Un siècle plus tard, dans des décors urbains transfigurés, Alexis explore, déniche et capture des instants de vie passés. Dans son travail, tout est détail, sans mise en scène no composition artificielle. La structuration de l’image se fait grâce à la lumière, qu’il utilise au maximum de ses possibilités. Ainsi, pas de déformation, pas de faux-semblant : c’est la réalité qui est photographiée. Si Atget photographiait presque compulsivement tout ce qu’il voyait disparaître, Alexis lui s’attarde, avec une démarche esthétique similaire, à répertorier ce qui a disparu et les stigmates qui ont été laissés. Dans une période de crise où les productions locales tendent à disparaître, les décors industriels - qui ne sont pas sans rappeler les travaux de Berndt et Hilla Becher - frappent les esprits, mais la force qui se dégage de certaines œuvres trahit une sensibilité exacerbée de l’artiste - comme cet ourson abandonné, symbole d’une enfance perdue - qui transforme véritablement ses explorations en témoignages documentaires. Grâce à des compositions des plus neutres possibles, en ne s’appuyant que sur l’existant, Alexis se pose en témoin d’une époque en pleine mutation, et invite le regardeur à s’interroger sur nos mœurs et leurs évolutions, faisant de l’abandon, voire de la désolation, une œuvre à la fois esthétique et poignante.

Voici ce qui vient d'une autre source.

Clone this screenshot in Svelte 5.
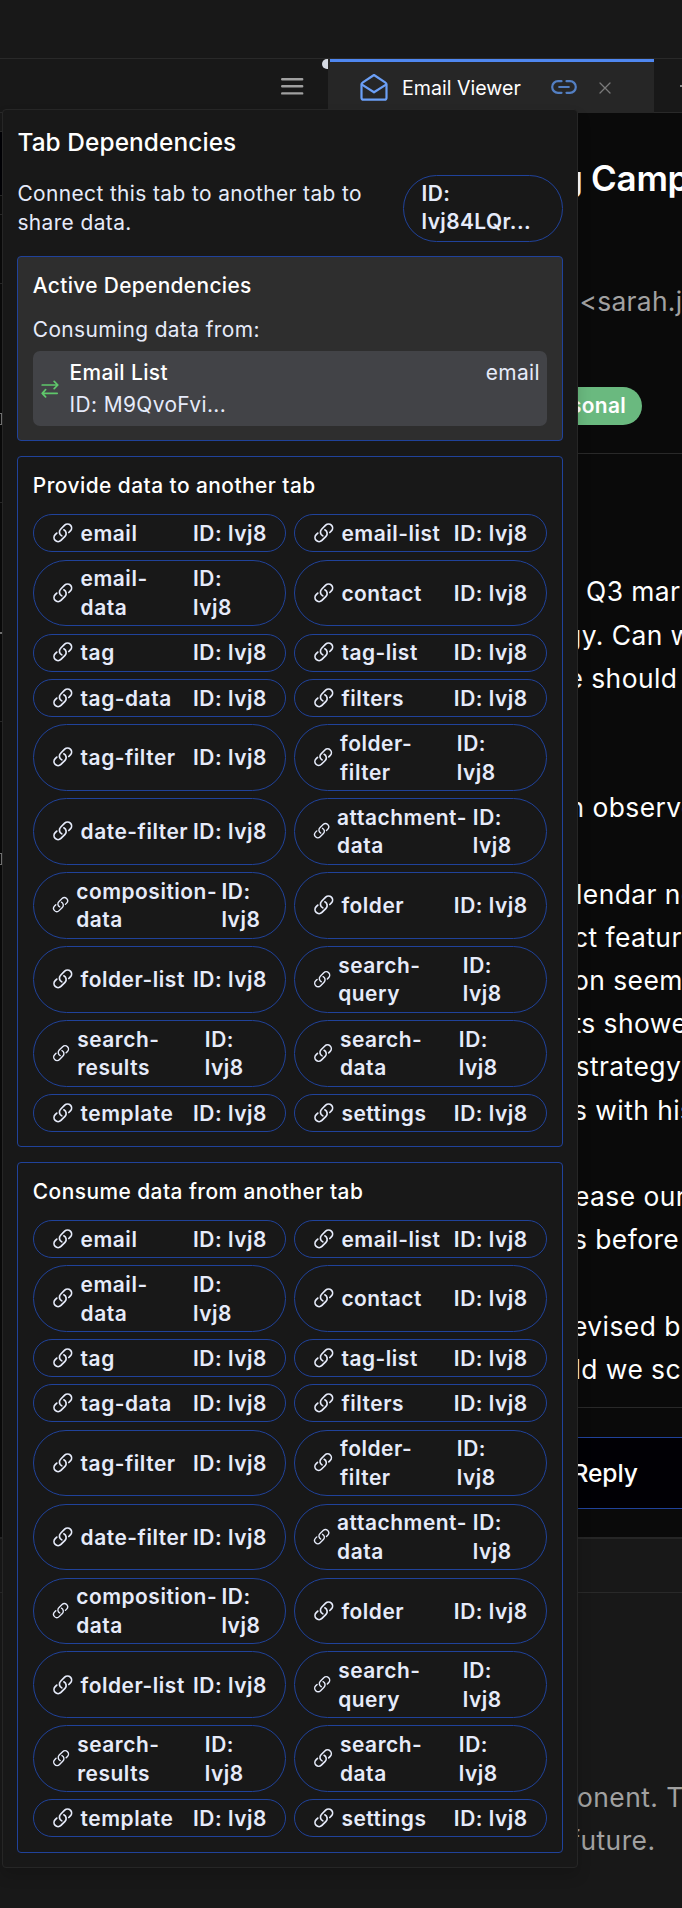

Pour aller plus loin dans son invitation à la réflexion, Alexis, dans Recherches du temps perdu, accompagne son travail photographique de textes et de citations et impose une chronologie à l’accrochage, incitant l’amateur à se projeter. Ainsi, il choisit une vision chiasmatique qui entremêle le temps de l’enfance et des loisirs et celui de l’âge adulte et du travail. Enfin s’oppose la finitude de la vie, tant matérielle que physique. Si la vitrine, elle, invite plus à l’appréciation de scènes dans leur singularité, elle n’obstrue pas la vision (même de l’extérieur de la galerie) du cheminement de l’artiste.